Orion shoots down the passageway, while expositioning that Mother Box has now detected the culprit behind Seagrin’s murder: Darkseid’s underwater shock troops, The Deep Six. He shoots out an airlock into the open ocean, Mother Box providing an air bubble for him to breathe (seriously, is there anything Mother Box can’t do if it’s convenient to the plot?) and immediately comes face to face with Slig, leader of the Deep Six.

We’ll be getting to know Slig and the Deep Six better in the next issue, but for now, we quickly (a little too quickly) learn of his ability to mutate creatures simply by touching them, which he proceeds to do to a clump of seaweed. The tendrils reach out and overwhelm Orion, but he blasts free using the Astro-Force, only to be stopped dead in his tracks by a glimpse of…something off-panel.

“What does Orion face? It has destroyed a God—and threatens the entire Earth! Don’t miss—SPAWN!!!”

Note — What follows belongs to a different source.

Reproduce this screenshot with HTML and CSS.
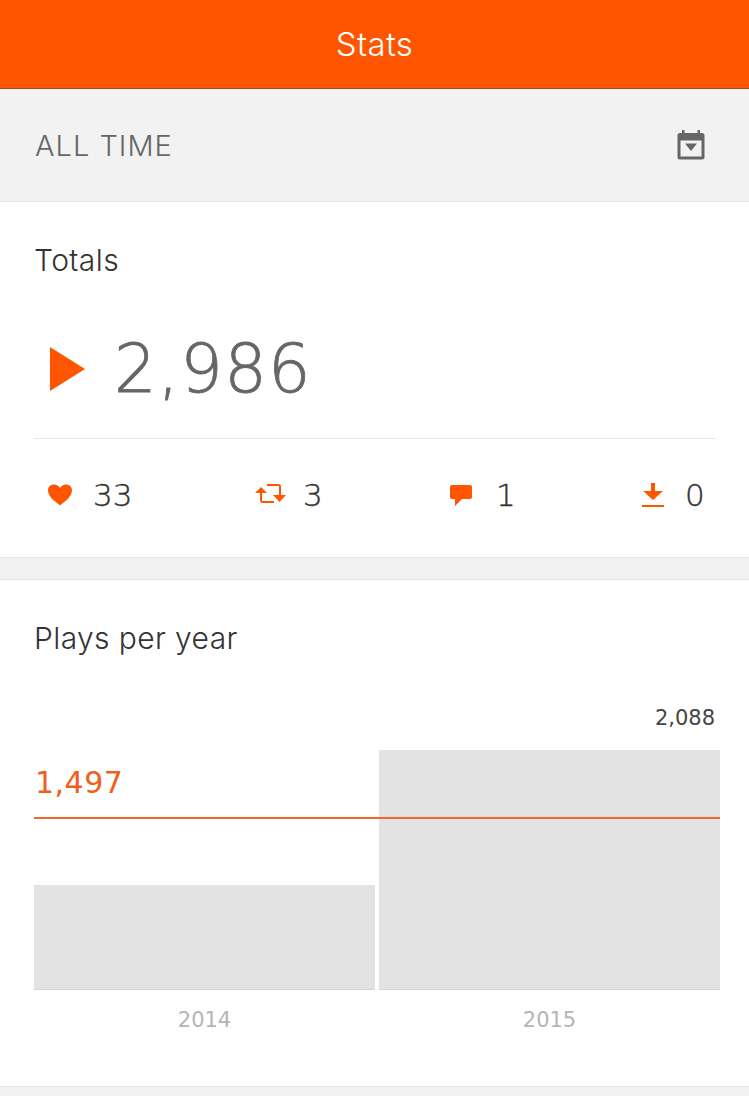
FILE: index.html
```html
<!DOCTYPE html>
<html lang="en">
<head>
<meta charset="utf-8">
<title>Stats</title>
<link rel="stylesheet" href="styles.css">
</head>
<body>
<header class="topbar">Stats</header>
<div class="filter">
  <span class="filter-label">ALL TIME</span>
  <svg class="cal" viewBox="0 0 30 30" width="30" height="30"><path d="M6 0h2.500v3h13V0H24v3h2a2.500 2.500 0 0 1 2.500 2.500V27a2.500 2.500 0 0 1-2.500 2.500H4A2.500 2.500 0 0 1 1.500 27V5.500A2.500 2.500 0 0 1 4 3h2zM4.500 10.500V26.500h21V10.500z" fill-rule="evenodd"/><path d="M9 13.500h12l-6 7.500z"/></svg>
</div>
<section class="card totals">
  <h2 class="card-title">Totals</h2>
  <div class="plays">
    <svg class="play" viewBox="0 0 35 44" width="35" height="44"><path d="M0 0l35 22L0 44z"/></svg>
    <span class="plays-num">2,986</span>
  </div>
  <div class="stats">
    <div class="stat">
      <svg class="ico" viewBox="0 0 26 24" width="26" height="24"><path d="M13 22.500C9 19 1 14 1 7.500 1 3.500 4 1.500 7 1.500c2.500 0 4.800 1.300 6 3.500 1.200-2.200 3.500-3.500 6-3.500 3 0 6 2 6 6 0 6.500-8 11.500-12 15z"/></svg>
      <span class="num">33</span>
    </div>
    <div class="stat stat-tight">
      <svg class="ico" viewBox="0 0 32 24" width="32" height="24"><path class="ln" d="M7 9v8a2 2 0 0 0 2 2h11M26 13V4a2 2 0 0 0-2-2H13"/><path d="M1 10l6-6 6 6zM19 12h13l-6.500 7z"/></svg>
      <span class="num">3</span>
    </div>
    <div class="stat stat-wide">
      <svg class="ico" viewBox="0 0 24 26" width="24" height="26"><path d="M3 3h18a2 2 0 0 1 2 2v10a2 2 0 0 1-2 2H13l-7 7v-7H3a2 2 0 0 1-2-2V5a2 2 0 0 1 2-2z"/></svg>
      <span class="num">1</span>
    </div>
    <div class="stat">
      <svg class="ico" viewBox="0 0 24 26" width="24" height="26"><path d="M10 1h4v8h8l-10 9L2 9h8z"/><path d="M1 23h22v2H1z"/></svg>
      <span class="num">0</span>
    </div>
  </div>
</section>
<section class="card years">
  <h2 class="card-title">Plays per year</h2>
  <div class="chart">
    <div class="col">
      <div class="bar bar-2014"></div>
      <div class="year">2014</div>
    </div>
    <div class="col">
      <div class="bar-val">2,088</div>
      <div class="bar bar-2015"></div>
      <div class="year">2015</div>
    </div>
    <div class="avg"><span class="avg-num">1,497</span></div>
  </div>
</section>
</body>
</html>
```
FILE: styles.css
```css
* { box-sizing: border-box; }
html, body { margin: 0; padding: 0; }
body {
  width: 749px;
  height: 1096px;
  overflow: hidden;
  background: #f2f2f2;
  font-family: Inter, "Open Sans", sans-serif;
  color: #333;
}
.topbar {
  height: 89px;
  background: #ff5500;
  border-bottom: 1px solid #a8481c;
  color: #fff;
  font-size: 33px;
  font-weight: 300;
  letter-spacing: 0.400px;
  line-height: 88px;
  text-align: center;
}
.filter {
  height: 113px;
  border-bottom: 1px solid #e5e5e5;
  padding: 0 43px 0 35px;
  display: flex;
  align-items: center;
  justify-content: space-between;
}
.filter-label {
  font-size: 29px;
  font-weight: 300;
  letter-spacing: 1px;
  color: #666;
}
.cal { fill: #666; }
.card {
  background: #fff;
  border-bottom: 1px solid #e5e5e5;
}
.card-title {
  margin: 0;
  font-size: 30px;
  font-weight: 300;
  letter-spacing: 0.400px;
  line-height: 40px;
  color: #333;
}
.totals {
  height: 356px;
  padding: 38px 33px 0 34px;
}
.plays {
  display: flex;
  align-items: center;
  height: 159px;
  padding: 20px 0 0 16px;
  gap: 29px;
  border-bottom: 1px solid #e8e8e8;
}
.play { fill: #ff5500; }
.plays-num {
  font-family: "DejaVu Sans", sans-serif;
  font-size: 67px;
  font-weight: 200;
  letter-spacing: 1.200px;
  -webkit-text-stroke: 0.800px #666;
  color: #666;
}
.stats {
  display: grid;
  grid-template-columns: 207px 195px 192px auto;
  align-items: center;
  height: 112px;
  padding: 0 0 0 13px;
}
.stat { display: flex; align-items: center; gap: 20px; }
.stat-tight { gap: 17px; }
.stat-wide { gap: 23px; }
.ico { fill: #ff5500; }
.ln { fill: none; stroke: #ff5500; stroke-width: 2; }
.num {
  font-family: "DejaVu Sans", sans-serif;
  font-size: 31px;
  font-weight: 200;
  -webkit-text-stroke: 0.400px #333;
  color: #333;
}
.years {
  height: 508px;
  margin-top: 21px;
  border-top: 1px solid #e5e5e5;
  padding: 38px 29px 0 34px;
}
.chart {
  position: relative;
  display: flex;
  align-items: flex-end;
  gap: 4px;
  height: 392px;
}
.col {
  flex: 1;
  display: flex;
  flex-direction: column;
  align-items: stretch;
}
.bar {
  background: #e3e3e3;
  border-bottom: 1px solid #d5d5d5;
}
.bar-2014 { height: 105px; }
.bar-2015 { height: 240px; }
.bar-val {
  font-family: "DejaVu Sans", sans-serif;
  text-align: right;
  font-size: 21px;
  line-height: 28px;
  padding-right: 5px;
  margin-bottom: 18px;
  color: #444;
}
.year {
  font-family: "DejaVu Sans", sans-serif;
  height: 60px;
  padding-top: 14px;
  text-align: center;
  font-size: 21px;
  line-height: 32px;
  color: #b5b5b5;
}
.avg {
  position: absolute;
  left: 0;
  right: 0;
  top: 159px;
  height: 2px;
  background: #f0682a;
}
.avg-num {
  font-family: "DejaVu Sans", sans-serif;
  position: absolute;
  left: 1px;
  bottom: 16px;
  font-size: 30px;
  letter-spacing: 0.500px;
  line-height: 40px;
  color: #f0601c;
}
```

What, really? That was a pretty terrible comic and all, but I don’t think it threatens the entire—

Oh, OK. Different Spawn.

So, we now have all three of the “real” Fourth World books embroiled in a multi-part storyline, which, perhaps not coincidentally, seems to have elevated the level of the storytelling and the intensity. However, whereas this was a sudden improvement for Mister Miracle and the Forever People, I can’t help but notice that (with the arguable exception of the last issue, which featured the last-minute inclusion of the Black Racer), The New Gods flows extremely smoothly from the first issue to this one and beyond. Each issue is discrete, but the stories evolve logically out of the end of the prior issue, and there’s even ground being laid for future story developments right from the start. That Comics Should Be Good article I linked to above calls The New Gods the best comic Kirby ever did, and I’m glad to see I’m not the only one who thinks so.

But then, I’m just Adam Prosser, simple but snarky cartoonist and blogger. What do I know?